Design and Analysis of Composite Front Bumper Crush-can System
Composite materials provide an avenue to achieve weight savings in structural automotive components due to their low density, high structural performance, and excellent energy absorption during impact. However, many challenges exist in implementing composites in automotive applications, including manufacturing throughput, part quality, part cost and the relative immaturity of prediction capabilities during the design phase. The latter, in particular, can limit weight savings and increase cost by requiring overdesigned components and a reliance on extensive physical validation testing.
The Validation of Material Models for Crash of Carbon Fiber Composites project is a four-year Cooperative Agreement project between the U.S. Automotive Materials Partnership (USAMP) and the US Department of Energy (DOE).
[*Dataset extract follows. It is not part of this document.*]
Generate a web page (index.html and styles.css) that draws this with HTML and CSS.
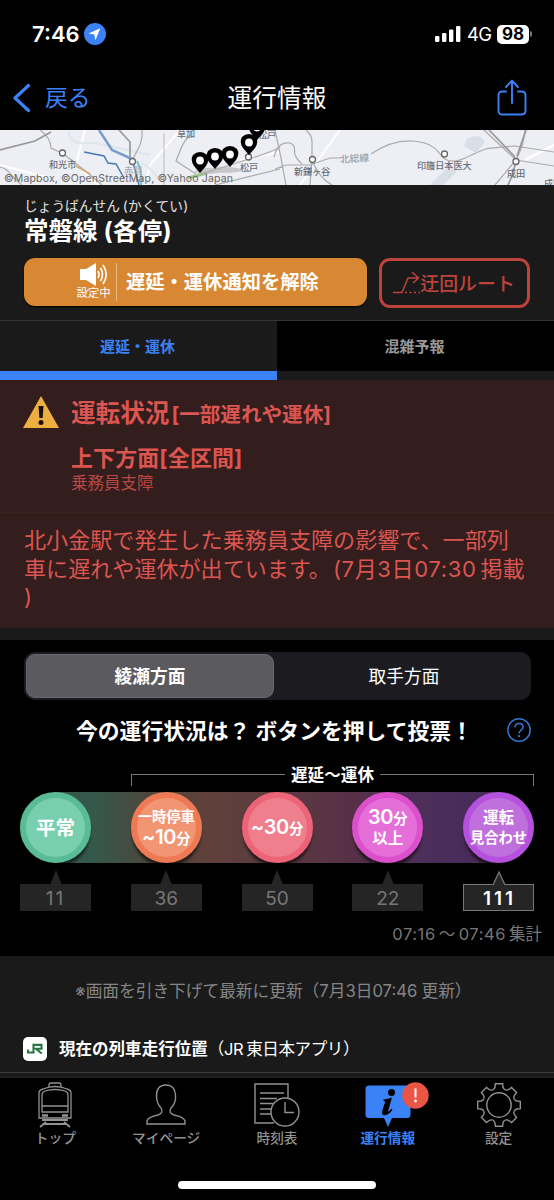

The primary objective is to validate and assess the ability of physics-based material models to predict crash performance of automotive primary load-carrying carbon fiber composite structures. Models evaluated include Automotive Composites Consortium/USAMP-developed models from the University of Michigan (UM) and Northwestern University (NWU), as well as four major commercial codes: LS-DYNA, RADIOSS, VPS (PAM-CRASH), and Abaqus. Predictions are compared with experimental results from quasi-static testing and dynamic crash testing of a lightweight carbon fiber composite front-bumper and crush-can (FBCC) system which was selected for demonstration via design, analysis, fabrication, and crash testing. Performance targets and the physical design space for the composite FBCC system were derived from physical testing and virtual simulation of a surrogate steel FBCC. This paper will discuss the results from experimental testing and CAE predictions as well as the sources of gaps between them. Special focus will be placed on how these results can be used for design considerations of carbon fiber composite energy absorption systems.